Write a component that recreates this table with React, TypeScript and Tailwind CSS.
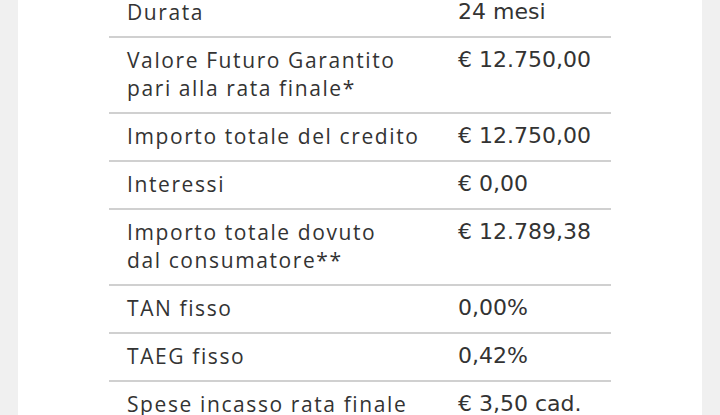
import React from "react";

const rows: { label: string[]; value: string }[] = [
  { label: ["Durata"], value: "24 mesi" },
  { label: ["Valore Futuro Garantito", "pari alla rata finale*"], value: "€ 12.750,00" },
  { label: ["Importo totale del credito"], value: "€ 12.750,00" },
  { label: ["Interessi"], value: "€ 0,00" },
  { label: ["Importo totale dovuto", "dal consumatore**"], value: "€ 12.789,38" },
  { label: ["TAN fisso"], value: "0,00%" },
  { label: ["TAEG fisso"], value: "0,42%" },
  { label: ["Spese incasso rata finale"], value: "€ 3,50 cad." },
];

export default function App() {
  return (
    <div className="w-[720px] h-[415px] overflow-hidden bg-[#f0f0f0] px-[18px]">
      <div className="flex h-full flex-col overflow-hidden bg-white px-[91px]">
        <div className="-mt-[10px]">
          {rows.map((r, i) => (
            <div
              key={i}
              className="flex border-b-2 border-[#d0d0d0] pt-[8px] pb-[10px] text-[#333333]"
            >
              <div
                className="w-[349px] shrink-0 pl-[18px] text-[21px] leading-[28px] tracking-[1.6px]"
                style={{ fontFamily: '"Open Sans", sans-serif' }}
              >
                {r.label.map((l, j) => (
                  <div key={j}>{l}</div>
                ))}
              </div>
              <div
                className="text-[22px] leading-[28px]"
                style={{ fontFamily: '"DejaVu Sans", Verdana, sans-serif' }}
              >
                {r.value}
              </div>
            </div>
          ))}
        </div>
      </div>
    </div>
  );
}
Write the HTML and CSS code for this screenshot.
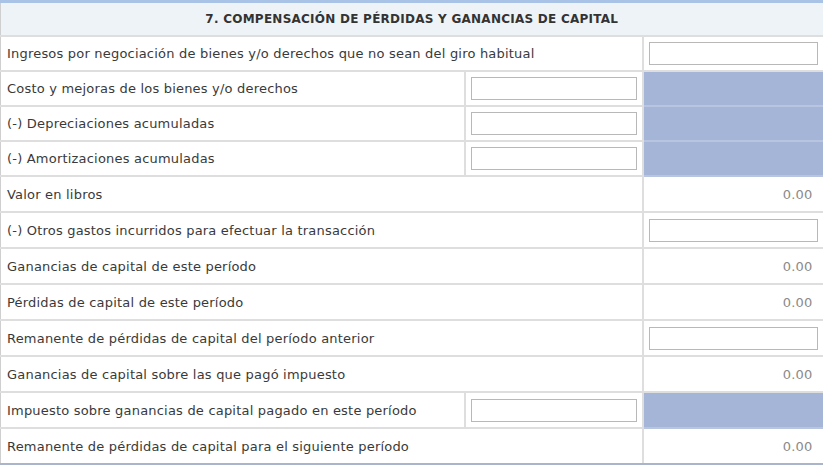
FILE: index.html
```html
<!DOCTYPE html>
<html lang="es">
<head>
<meta charset="utf-8">
<title>Compensación</title>
<link rel="stylesheet" href="styles.css">
</head>
<body>
<div class="strip"></div>
<table class="form">
  <colgroup><col class="c1"><col class="c2"><col class="c3"></colgroup>
  <tr class="hdr"><th colspan="3">7. COMPENSACIÓN DE PÉRDIDAS Y GANANCIAS DE CAPITAL</th></tr>
  <tr class="short"><td colspan="2">Ingresos por negociación de bienes y/o derechos que no sean del giro habitual</td><td class="in"><input type="text"></td></tr>
  <tr class="short"><td>Costo y mejoras de los bienes y/o derechos</td><td class="in"><input type="text"></td><td class="blue"></td></tr>
  <tr class="short"><td>(-) Depreciaciones acumuladas</td><td class="in"><input type="text"></td><td class="blue"></td></tr>
  <tr class="short"><td>(-) Amortizaciones acumuladas</td><td class="in"><input type="text"></td><td class="blue"></td></tr>
  <tr><td colspan="2">Valor en libros</td><td class="num">0.00</td></tr>
  <tr><td colspan="2">(-) Otros gastos incurridos para efectuar la transacción</td><td class="in"><input type="text"></td></tr>
  <tr><td colspan="2">Ganancias de capital de este período</td><td class="num">0.00</td></tr>
  <tr><td colspan="2">Pérdidas de capital de este período</td><td class="num">0.00</td></tr>
  <tr><td colspan="2">Remanente de pérdidas de capital del período anterior</td><td class="in"><input type="text"></td></tr>
  <tr><td colspan="2">Ganancias de capital sobre las que pagó impuesto</td><td class="num">0.00</td></tr>
  <tr><td>Impuesto sobre ganancias de capital pagado en este período</td><td class="in"><input type="text"></td><td class="blue"></td></tr>
  <tr class="last"><td colspan="2">Remanente de pérdidas de capital para el siguiente período</td><td class="num">0.00</td></tr>
</table>
</body>
</html>
```
FILE: styles.css
```css
html, body {
  margin: 0;
  padding: 0;
  background: #ffffff;
}
body {
  width: 823px;
  height: 466px;
  overflow: hidden;
  font-family: "DejaVu Sans", Verdana, sans-serif;
  font-size: 13px;
  letter-spacing: 0.2px;
  color: #3a3a3a;
}
.strip {
  height: 3px;
  background: #a9c3e6;
}
.form {
  width: 823px;
  border-collapse: collapse;
  table-layout: fixed;
}
.c1 { width: 464px; }
.c2 { width: 178px; }
.c3 { width: 181px; }
.form th, .form td {
  border: 2px solid #dedede;
  padding: 0 0 0 6px;
  height: 34px;
  text-align: left;
  white-space: nowrap;
}
.form tr.short td { height: 33px; }
.form tr:first-child th { border-top: none; }
.form td:first-child, .form th:first-child { border-left-width: 1px; border-left-color: #cfcfcf; }
.hdr th {
  height: 32px;
  background: #eef3f8;
  text-align: center;
  font-size: 12px;
  letter-spacing: 0.25px;
  font-weight: bold;
  color: #333333;
  padding: 0;
}
.form td.in {
  padding: 0 5px 0 5px;
}
.form td.in input {
  display: block;
  width: 100%;
  box-sizing: border-box;
  height: 23px;
  margin: 0;
  border: 1px solid #b8b8b8;
  background: #ffffff;
}
.form td.blue {
  background: #a5b5d7;
  border-color: #b9c5e0;
}
.form td.num {
  text-align: right;
  padding-right: 10px;
  color: #8a8a8a;
}
.last td { border-bottom-color: #aab5cb; }
```
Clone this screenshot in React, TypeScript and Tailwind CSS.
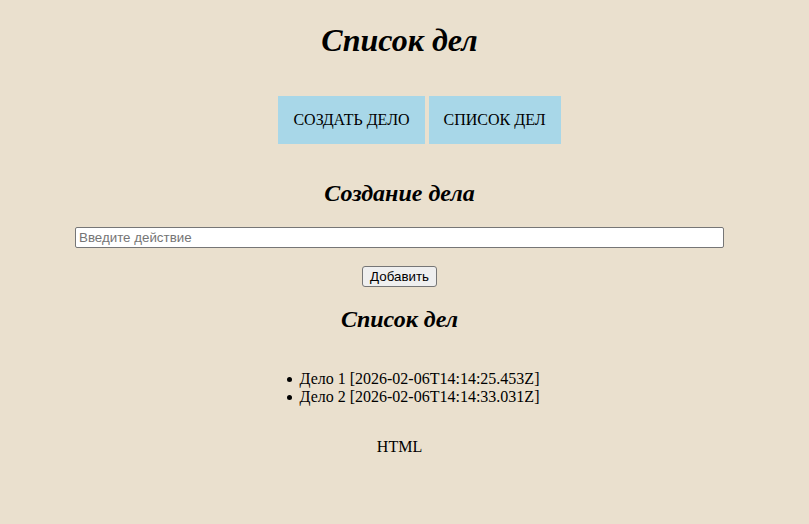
export default function App() {
  const items = [
    'Дело 1 [2026-02-06T14:14:25.453Z]',
    'Дело 2 [2026-02-06T14:14:33.031Z]',
  ]

  return (
    <div className="min-h-[524px] w-full bg-[#eae0ce] text-black font-['Liberation_Serif',serif]">
      <div className="flex w-[799px] flex-col">
        <h1 className="mt-[22px] mb-[21px] text-center text-[32px] leading-[37px] font-bold italic">Список дел</h1>

        {/* nav */}
        <ul className="my-[16px] flex justify-center gap-[4px] pl-[40px]">
          {['СОЗДАТЬ ДЕЛО', 'СПИСОК ДЕЛ'].map((label) => (
            <li key={label}>
              <a className="inline-block bg-[#a8d7e8] px-[15px] py-[15px] text-[16px] leading-[18px]">{label}</a>
            </li>
          ))}
        </ul>

        <h2 className="mt-[20px] mb-[20px] text-center text-[24px] leading-[27px] font-bold italic">Создание дела</h2>

        <input
          type="text"
          placeholder="Введите действие"
          className="mx-auto h-[21px] w-[649px] rounded-[2px] border border-[#767676] bg-white px-[3px] font-['Liberation_Sans',Arial,sans-serif] text-[13.33px] placeholder:text-[#757575] outline-none"
        />

        <div className="mt-[18px] flex justify-center">
          <button className="h-[21px] w-[75px] rounded-[3px] border border-[#767676] bg-[#efefef] font-['Liberation_Sans',Arial,sans-serif] text-[13.33px] leading-[17px]">
            Добавить
          </button>
        </div>

        <h2 className="mt-[19px] mb-[20px] text-center text-[24px] leading-[27px] font-bold italic">Список дел</h2>

        <ul className="mt-[17px] pl-[40px] text-center">
          {items.map((t) => (
            <li key={t} className="text-[16px] leading-[18px]">
              <span className="relative">
                <span className="absolute -left-[13px] top-[7px] h-[5px] w-[5px] rounded-full bg-black" />
                {t}
              </span>
            </li>
          ))}
        </ul>

        <p className="mt-[32px] text-center text-[16px] leading-[18px]">HTML</p>
      </div>
    </div>
  )
}
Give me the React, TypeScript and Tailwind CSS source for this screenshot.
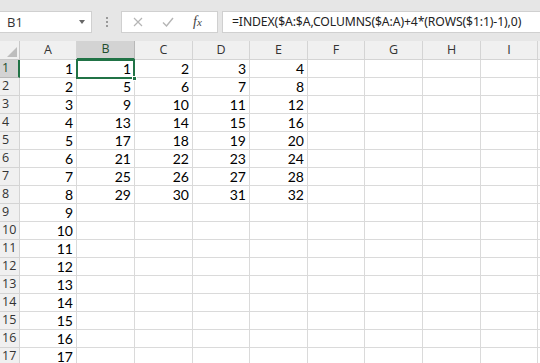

YOUR GOAL – Repeat the records above exactly, omitting every picture.

ANSWER TO THE TASK –
Write a component that recreates this table with React, TypeScript and Tailwind CSS.
import React from "react";

const rows: { label: string[]; value: string }[] = [
  { label: ["Durata"], value: "24 mesi" },
  { label: ["Valore Futuro Garantito", "pari alla rata finale*"], value: "€ 12.750,00" },
  { label: ["Importo totale del credito"], value: "€ 12.750,00" },
  { label: ["Interessi"], value: "€ 0,00" },
  { label: ["Importo totale dovuto", "dal consumatore**"], value: "€ 12.789,38" },
  { label: ["TAN fisso"], value: "0,00%" },
  { label: ["TAEG fisso"], value: "0,42%" },
  { label: ["Spese incasso rata finale"], value: "€ 3,50 cad." },
];

export default function App() {
  return (
    <div className="w-[720px] h-[415px] overflow-hidden bg-[#f0f0f0] px-[18px]">
      <div className="flex h-full flex-col overflow-hidden bg-white px-[91px]">
        <div className="-mt-[10px]">
          {rows.map((r, i) => (
            <div
              key={i}
              className="flex border-b-2 border-[#d0d0d0] pt-[8px] pb-[10px] text-[#333333]"
            >
              <div
                className="w-[349px] shrink-0 pl-[18px] text-[21px] leading-[28px] tracking-[1.6px]"
                style={{ fontFamily: '"Open Sans", sans-serif' }}
              >
                {r.label.map((l, j) => (
                  <div key={j}>{l}</div>
                ))}
              </div>
              <div
                className="text-[22px] leading-[28px]"
                style={{ fontFamily: '"DejaVu Sans", Verdana, sans-serif' }}
              >
                {r.value}
              </div>
            </div>
          ))}
        </div>
      </div>
    </div>
  );
}
Write the HTML and CSS code for this screenshot.
FILE: index.html
```html
<!DOCTYPE html>
<html lang="es">
<head>
<meta charset="utf-8">
<title>Compensación</title>
<link rel="stylesheet" href="styles.css">
</head>
<body>
<div class="strip"></div>
<table class="form">
  <colgroup><col class="c1"><col class="c2"><col class="c3"></colgroup>
  <tr class="hdr"><th colspan="3">7. COMPENSACIÓN DE PÉRDIDAS Y GANANCIAS DE CAPITAL</th></tr>
  <tr class="short"><td colspan="2">Ingresos por negociación de bienes y/o derechos que no sean del giro habitual</td><td class="in"><input type="text"></td></tr>
  <tr class="short"><td>Costo y mejoras de los bienes y/o derechos</td><td class="in"><input type="text"></td><td class="blue"></td></tr>
  <tr class="short"><td>(-) Depreciaciones acumuladas</td><td class="in"><input type="text"></td><td class="blue"></td></tr>
  <tr class="short"><td>(-) Amortizaciones acumuladas</td><td class="in"><input type="text"></td><td class="blue"></td></tr>
  <tr><td colspan="2">Valor en libros</td><td class="num">0.00</td></tr>
  <tr><td colspan="2">(-) Otros gastos incurridos para efectuar la transacción</td><td class="in"><input type="text"></td></tr>
  <tr><td colspan="2">Ganancias de capital de este período</td><td class="num">0.00</td></tr>
  <tr><td colspan="2">Pérdidas de capital de este período</td><td class="num">0.00</td></tr>
  <tr><td colspan="2">Remanente de pérdidas de capital del período anterior</td><td class="in"><input type="text"></td></tr>
  <tr><td colspan="2">Ganancias de capital sobre las que pagó impuesto</td><td class="num">0.00</td></tr>
  <tr><td>Impuesto sobre ganancias de capital pagado en este período</td><td class="in"><input type="text"></td><td class="blue"></td></tr>
  <tr class="last"><td colspan="2">Remanente de pérdidas de capital para el siguiente período</td><td class="num">0.00</td></tr>
</table>
</body>
</html>
```
FILE: styles.css
```css
html, body {
  margin: 0;
  padding: 0;
  background: #ffffff;
}
body {
  width: 823px;
  height: 466px;
  overflow: hidden;
  font-family: "DejaVu Sans", Verdana, sans-serif;
  font-size: 13px;
  letter-spacing: 0.2px;
  color: #3a3a3a;
}
.strip {
  height: 3px;
  background: #a9c3e6;
}
.form {
  width: 823px;
  border-collapse: collapse;
  table-layout: fixed;
}
.c1 { width: 464px; }
.c2 { width: 178px; }
.c3 { width: 181px; }
.form th, .form td {
  border: 2px solid #dedede;
  padding: 0 0 0 6px;
  height: 34px;
  text-align: left;
  white-space: nowrap;
}
.form tr.short td { height: 33px; }
.form tr:first-child th { border-top: none; }
.form td:first-child, .form th:first-child { border-left-width: 1px; border-left-color: #cfcfcf; }
.hdr th {
  height: 32px;
  background: #eef3f8;
  text-align: center;
  font-size: 12px;
  letter-spacing: 0.25px;
  font-weight: bold;
  color: #333333;
  padding: 0;
}
.form td.in {
  padding: 0 5px 0 5px;
}
.form td.in input {
  display: block;
  width: 100%;
  box-sizing: border-box;
  height: 23px;
  margin: 0;
  border: 1px solid #b8b8b8;
  background: #ffffff;
}
.form td.blue {
  background: #a5b5d7;
  border-color: #b9c5e0;
}
.form td.num {
  text-align: right;
  padding-right: 10px;
  color: #8a8a8a;
}
.last td { border-bottom-color: #aab5cb; }
```
Clone this screenshot in React, TypeScript and Tailwind CSS.
export default function App() {
  const items = [
    'Дело 1 [2026-02-06T14:14:25.453Z]',
    'Дело 2 [2026-02-06T14:14:33.031Z]',
  ]

  return (
    <div className="min-h-[524px] w-full bg-[#eae0ce] text-black font-['Liberation_Serif',serif]">
      <div className="flex w-[799px] flex-col">
        <h1 className="mt-[22px] mb-[21px] text-center text-[32px] leading-[37px] font-bold italic">Список дел</h1>

        {/* nav */}
        <ul className="my-[16px] flex justify-center gap-[4px] pl-[40px]">
          {['СОЗДАТЬ ДЕЛО', 'СПИСОК ДЕЛ'].map((label) => (
            <li key={label}>
              <a className="inline-block bg-[#a8d7e8] px-[15px] py-[15px] text-[16px] leading-[18px]">{label}</a>
            </li>
          ))}
        </ul>

        <h2 className="mt-[20px] mb-[20px] text-center text-[24px] leading-[27px] font-bold italic">Создание дела</h2>

        <input
          type="text"
          placeholder="Введите действие"
          className="mx-auto h-[21px] w-[649px] rounded-[2px] border border-[#767676] bg-white px-[3px] font-['Liberation_Sans',Arial,sans-serif] text-[13.33px] placeholder:text-[#757575] outline-none"
        />

        <div className="mt-[18px] flex justify-center">
          <button className="h-[21px] w-[75px] rounded-[3px] border border-[#767676] bg-[#efefef] font-['Liberation_Sans',Arial,sans-serif] text-[13.33px] leading-[17px]">
            Добавить
          </button>
        </div>

        <h2 className="mt-[19px] mb-[20px] text-center text-[24px] leading-[27px] font-bold italic">Список дел</h2>

        <ul className="mt-[17px] pl-[40px] text-center">
          {items.map((t) => (
            <li key={t} className="text-[16px] leading-[18px]">
              <span className="relative">
                <span className="absolute -left-[13px] top-[7px] h-[5px] w-[5px] rounded-full bg-black" />
                {t}
              </span>
            </li>
          ))}
        </ul>

        <p className="mt-[32px] text-center text-[16px] leading-[18px]">HTML</p>
      </div>
    </div>
  )
}
Give me the React, TypeScript and Tailwind CSS source for this screenshot.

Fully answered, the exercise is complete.